You are more beautiful than you realize and more cherished than you know.  Yes, you.  And I wanted you to know that.
{Photos via Nirrimi}

10.22.2011

That blue.

Welcome to my home in Cottesloe, Western Australia. Just a normal arvo [afternoon] before work.  I saw dolphins playing in the water from work yesterday.  

10.18.2011

We Live Young.

I got lost. In this incredible talent of Nirrimi Hakanson.  I don't think I've ever seen a photographer more able to pull me in and take over my mind.  I just am in disbelief that this girl is 18.  Let the photos speak for themselves, there's nothing more I can say with my jaw stuck wide open.

10.16.2011

Gin & Java.

Like I said before, I have 2 jobs, one of which I quit.  One is as a waitress on a beach cafe the other as a bartender at a beach bar.  Surprisingly, I am best as a bartender.  I almost never mess up, and I actually make good tips for a country that doesn't tip.  The waitressing, however, I am honestly terrible at.  There are some people who are good at waitressing and some who just aren't.  For some reason, it just doesn't work with my mind.  I am good at analyzing, organizing, planning, and creative-type things. So, why then did I quit the job I was good at?

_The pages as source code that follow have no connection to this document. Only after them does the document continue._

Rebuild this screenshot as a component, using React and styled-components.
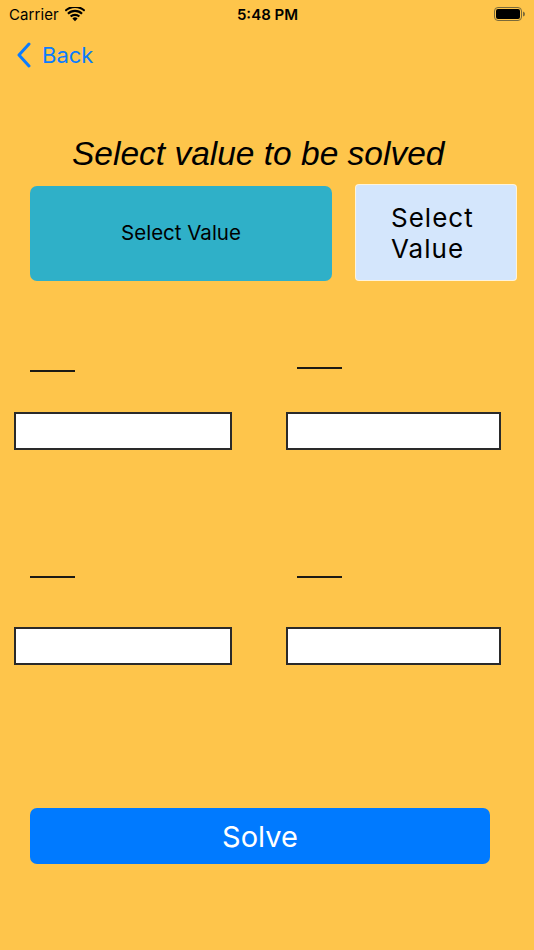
import React from "react";
import styled, { createGlobalStyle } from "styled-components";

const Global = createGlobalStyle`
  html, body { margin: 0; padding: 0; background: #FEC54B; }
  * { box-sizing: border-box; }
`;

const Screen = styled.div`
  width: 534px;
  height: 950px;
  background: #FEC54B;
  display: flex;
  flex-direction: column;
  font-family: Inter, "Liberation Sans", sans-serif;
  color: #000;
  overflow: hidden;
`;

const StatusBar = styled.div`
  height: 28px;
  display: grid;
  grid-template-columns: 1fr auto 1fr;
  align-items: center;
  padding: 0 8px 0 9px;
  font-size: 15px;
`;

const Carrier = styled.div`
  display: flex;
  align-items: center;
  gap: 6px;
  font-weight: 400;
  letter-spacing: 0.1px;
`;

const Time = styled.div`
  font-weight: 600;
`;

const Right = styled.div`
  display: flex;
  justify-content: flex-end;
  align-items: center;
`;

const Nav = styled.div`
  height: 54px;
  display: flex;
  align-items: center;
  padding-left: 16px;
  gap: 10px;
  color: #0A7CFF;
  font-size: 22px;
`;

const Title = styled.h1`
  margin: 54px 0 0 72px;
  font-family: "Liberation Sans", Arial, sans-serif;
  font-style: italic;
  font-weight: 400;
  font-size: 33.5px;
  line-height: 36px;
  white-space: nowrap;
`;

const ButtonRow = styled.div`
  display: flex;
  align-items: flex-start;
  gap: 24px;
  margin: 13px 0 0 30px;
`;

const ValueButton = styled.button`
  font-family: Inter, "Liberation Sans", sans-serif;
  border: none;
  cursor: pointer;
  color: #000;
  width: ${(p) => p.$w}px;
  height: 95px;
  margin-top: ${(p) => p.$top || 0}px;
  background: ${(p) => p.$bg};
  border-radius: ${(p) => p.$r}px;
  font-size: ${(p) => p.$fs}px;
  letter-spacing: ${(p) => p.$ls || 0}px;
  text-align: ${(p) => p.$align};
  padding: ${(p) => p.$pad};
  line-height: ${(p) => p.$lh};
  ${(p) => p.$outline && "box-shadow: 0 0 0 1px rgba(255,255,255,0.8);"}
`;

const FieldGrid = styled.div`
  display: grid;
  grid-template-columns: 218px 215px;
  column-gap: 54px;
  margin-left: 14px;
  margin-top: ${(p) => p.$top}px;
`;

const Cell = styled.div`
  display: flex;
  flex-direction: column;
`;

const Dash = styled.div`
  width: 45px;
  height: 2px;
  background: #1c1a14;
  margin-left: ${(p) => p.$left}px;
  margin-top: ${(p) => p.$top}px;
  margin-bottom: ${(p) => p.$bottom}px;
`;

const Field = styled.input`
  width: 100%;
  height: 38px;
  border: 2px solid #2a2a2a;
  background: #fff;
  border-radius: 0;
  padding: 0 6px;
  font-size: 16px;
  outline: none;
`;

const Solve = styled.button`
  margin: 143px 0 0 30px;
  width: 460px;
  height: 56px;
  border: none;
  border-radius: 7px;
  background: #007AFF;
  color: #fff;
  font-family: Inter, "Liberation Sans", sans-serif;
  font-size: 29px;
  font-weight: 400;
  cursor: pointer;
`;

const Wifi = () => (
  <svg width="20" height="15" viewBox="0 0 20 15">
    <path d="M10 14.2 L7.4 11.4 A3.8 3.8 0 0 1 12.6 11.4 Z" fill="#000" />
    <path d="M4.9 8.7 A7.4 7.4 0 0 1 15.1 8.7 L13.6 10.3 A5.3 5.3 0 0 0 6.4 10.3 Z" fill="#000" />
    <path d="M2.2 5.9 A11.2 11.2 0 0 1 17.8 5.9 L16.3 7.5 A9.1 9.1 0 0 0 3.7 7.5 Z" fill="#000" />
    <path d="M-0.4 3.1 A15 15 0 0 1 20.4 3.1 L19 4.6 A13 13 0 0 0 1 4.6 Z" fill="#000" />
  </svg>
);

const Battery = () => (
  <svg width="32" height="14" viewBox="0 0 32 14">
    <rect x="0.5" y="0.5" width="27" height="13" rx="3.5" fill="none" stroke="#7a6a3a" strokeWidth="1" />
    <rect x="2" y="2" width="24" height="10" rx="2" fill="#000" />
    <path d="M29 4.5 Q31 5 31 7 Q31 9 29 9.5 Z" fill="#7a6a3a" />
  </svg>
);

const Chevron = () => (
  <svg width="16" height="26" viewBox="0 0 16 26">
    <path d="M13 2 L3 13 L13 24" fill="none" stroke="#0A7CFF" strokeWidth="3" strokeLinecap="round" strokeLinejoin="round" />
  </svg>
);

export default function App() {
  return (
    <Screen>
      <Global />
      <StatusBar>
        <Carrier>
          Carrier <Wifi />
        </Carrier>
        <Time>5:48 PM</Time>
        <Right>
          <Battery />
        </Right>
      </StatusBar>
      <Nav>
        <Chevron />
        <span>Back</span>
      </Nav>
      <Title>Select value to be solved</Title>
      <ButtonRow>
        <ValueButton $w={302} $top={1} $bg="#2FB0C8" $r={7} $fs={20.5} $align="center" $pad="0" $lh="1.2">
          Select Value
        </ValueButton>
        <ValueButton $w={160} $bg="#D4E6FC" $r={3} $fs={26} $ls={1} $align="left" $pad="0 0 0 35px" $lh="31px" $outline>
          Select
          <br />
          Value
        </ValueButton>
      </ButtonRow>
      <FieldGrid $top={89}>
        <Cell>
          <Dash $left={16} $top={0} $bottom={40} />
          <Field />
        </Cell>
        <Cell>
          <Dash $left={11} $top={-3} $bottom={43} />
          <Field />
        </Cell>
      </FieldGrid>
      <FieldGrid $top={126}>
        <Cell>
          <Dash $left={16} $top={0} $bottom={49} />
          <Field />
        </Cell>
        <Cell>
          <Dash $left={11} $top={0} $bottom={49} />
          <Field />
        </Cell>
      </FieldGrid>
      <Solve>Solve</Solve>
    </Screen>
  );
}
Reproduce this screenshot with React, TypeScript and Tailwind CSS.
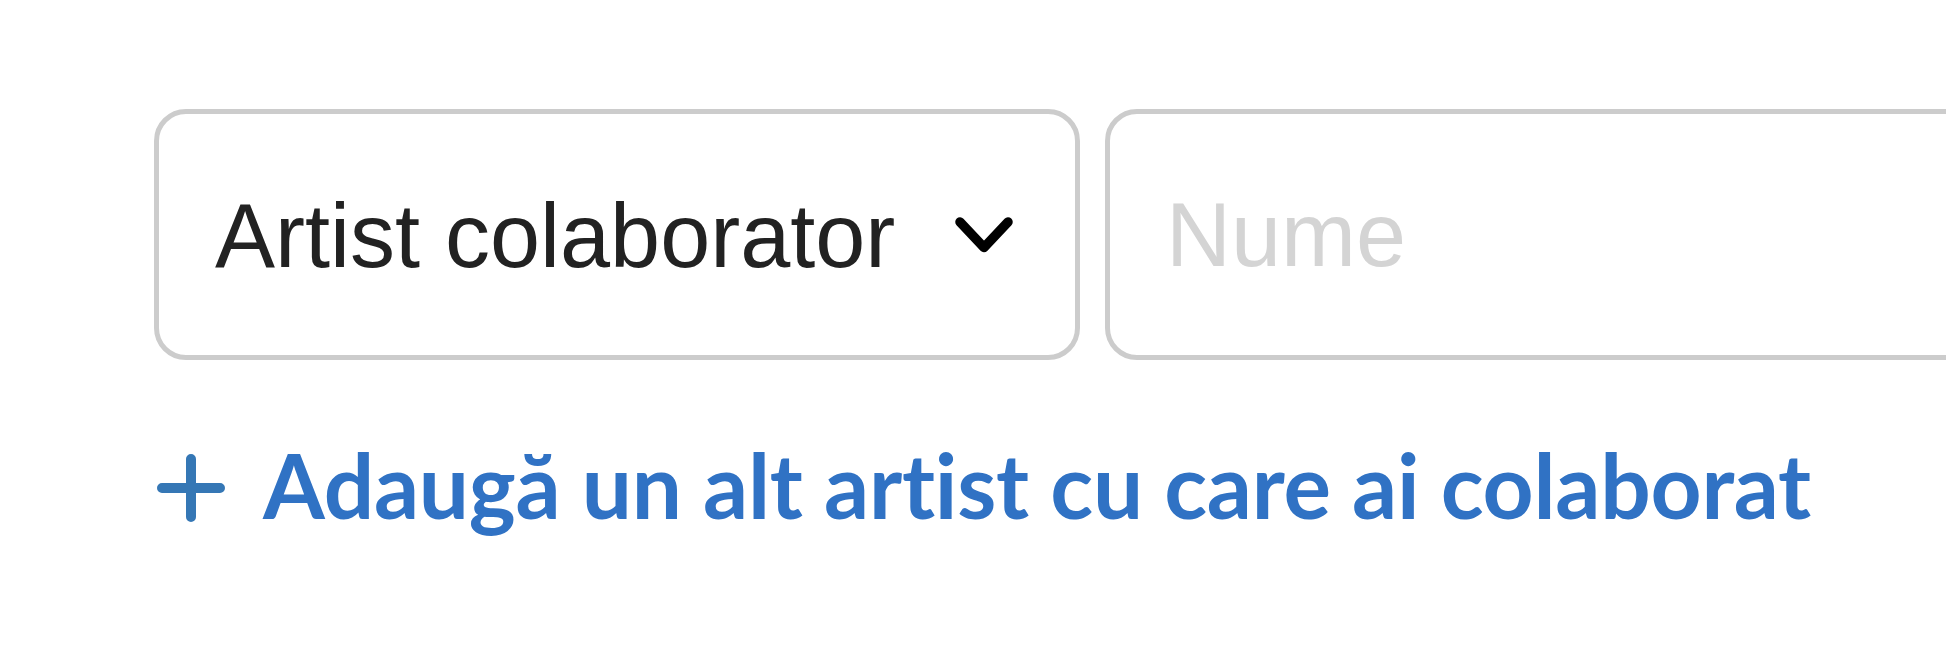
export default function App() {
  return (
    <div className="h-[662px] w-full overflow-hidden bg-white pl-[154px] pt-[109px]">
      <div className="flex gap-[25px]">
        <div className="flex h-[251px] w-[926px] shrink-0 items-center justify-between rounded-[32px] border-[5px] border-[#cccccc] pl-[56px] pr-[62px]">
          <span className="pt-[2px] font-['Liberation_Sans',Arial,sans-serif] text-[90px] leading-none text-[#222222]">
            Artist colaborator
          </span>
          <svg width="58" height="36" viewBox="0 0 58 36" fill="none" className="mt-[1px] shrink-0">
            <polyline
              points="5,5 29,30.5 53,5"
              stroke="#000000"
              strokeWidth="9.5"
              strokeLinecap="round"
              strokeLinejoin="round"
            />
          </svg>
        </div>
        <div className="flex h-[251px] w-[926px] shrink-0 items-center rounded-[32px] border-[5px] border-[#cccccc] pl-[56px] pr-[56px]">
          <input
            type="text"
            placeholder="Nume"
            className="w-full bg-transparent pt-[2px] font-['Liberation_Sans',Arial,sans-serif] text-[90px] leading-none text-[#222222] outline-none placeholder:text-[#d4d4d4]"
          />
        </div>
      </div>
      <div className="mt-[80px] flex items-start gap-[38px]">
        <svg width="68" height="68" viewBox="0 0 68 68" fill="none" className="mt-[14px] ml-[3px] shrink-0">
          <path d="M34 5V63M5 34H63" stroke="#3577b5" strokeWidth="10" strokeLinecap="round" />
        </svg>
        <span className="font-['Lato',sans-serif] text-[89px] font-bold leading-none tracking-[-0.25px] text-[#3072c4] [font-variant-ligatures:none]">
          Adaugă un alt artist cu care ai colaborat
        </span>
      </div>
    </div>
  );
}
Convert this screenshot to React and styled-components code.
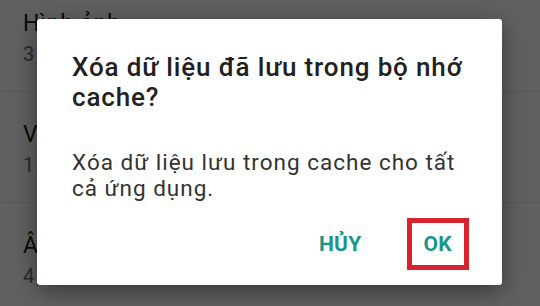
import React from 'react';
import styled, { createGlobalStyle } from 'styled-components';

const GlobalStyle = createGlobalStyle`
    html, body {
        margin: 0;
        padding: 0;
        background: #ffffff;
    }
    body {
        font-family: Roboto, "Noto Sans", "Liberation Sans", sans-serif;
    }
`;

const Screen = styled.div`
    position: relative;
    width: 540px;
    height: 306px;
    overflow: hidden;
    background: #ffffff;
`;

// settings list, scrolled a little so the first row is cut at the top
const List = styled.ul`
    list-style: none;
    margin: -19px 0 0;
    padding: 0;
`;

const Row = styled.li`
    box-sizing: border-box;
    height: 111px;
    padding: 29px 0 0 23px;
    border-bottom: 1px solid #e4e4e4;
`;

const RowTitle = styled.div`
    font-size: 23px;
    line-height: 28px;
    letter-spacing: 0.8px;
    color: #1c1c1c;
`;

const RowSub = styled.div`
    margin-top: 4px;
    font-size: 20px;
    line-height: 24px;
    letter-spacing: 2px;
    color: #6f6f6f;
`;

const Backdrop = styled.div`
    position: absolute;
    inset: 0;
    background: rgba(0, 0, 0, 0.62);
`;

const Dialog = styled.div`
    position: absolute;
    left: 37px;
    top: 19px;
    width: 465px;
    box-sizing: border-box;
    padding: 33px 30px 15px 35px;
    background: #ffffff;
    border-radius: 3px;
    box-shadow: 0 6px 24px rgba(0, 0, 0, 0.45);
    display: flex;
    flex-direction: column;
`;

const Title = styled.h2`
    margin: 0;
    font-size: 26px;
    line-height: 30px;
    font-weight: 500;
    letter-spacing: 0.85px;
    color: #212121;
`;

const Message = styled.p`
    margin: 38px 0 0;
    font-size: 22.5px;
    line-height: 25.5px;
    font-weight: 400;
    letter-spacing: 1px;
    color: #333333;
`;

const Actions = styled.div`
    margin-top: 17px;
    margin-right: 3px;
    display: flex;
    justify-content: flex-end;
    align-items: center;
    gap: 28px;
`;

const Button = styled.button`
    box-sizing: border-box;
    height: 52px;
    min-width: 61px;
    padding: 0 12px;
    border: ${({ $marked }) => ($marked ? '5px solid #d8232e' : '5px solid transparent')};
    background: transparent;
    font-family: Roboto, "Liberation Sans", sans-serif;
    font-size: 21px;
    font-weight: 700;
    color: #17978a;
    letter-spacing: 0.3px;
    cursor: pointer;
`;

const rows = [
    { title: 'Hình ảnh', sub: '3,52 GB' },
    { title: 'Video', sub: '1,24 GB' },
    { title: 'Âm thanh', sub: '4,18 MB' },
];

const App = () => {
    return (
        <Screen>
            <GlobalStyle />
            <List>
                {rows.map((r) => (
                    <Row key={r.title}>
                        <RowTitle>{r.title}</RowTitle>
                        <RowSub>{r.sub}</RowSub>
                    </Row>
                ))}
            </List>
            <Backdrop />
            <Dialog>
                <Title>Xóa dữ liệu đã lưu trong bộ nhớ cache?</Title>
                <Message>Xóa dữ liệu lưu trong cache cho tất cả ứng dụng.</Message>
                <Actions>
                    <Button>HỦY</Button>
                    <Button $marked>OK</Button>
                </Actions>
            </Dialog>
        </Screen>
    );
};

export default App;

Well, there is something I have learned in my life, and it is: surround yourself with good company.  The most amazing job in the world would be worthless if the people you work with are fake, negative, angry people.  Yet, if you could work in the worst job ever and be surrounded with great friends and positive attitudes, the quality of your live would vastly improve. Even, in my case, if you are terrible at your job and break a hundred glasses. So, in an effort to rid myself of the negative people in my life and surround myself with people who make me laugh, smile, and happy, I quit.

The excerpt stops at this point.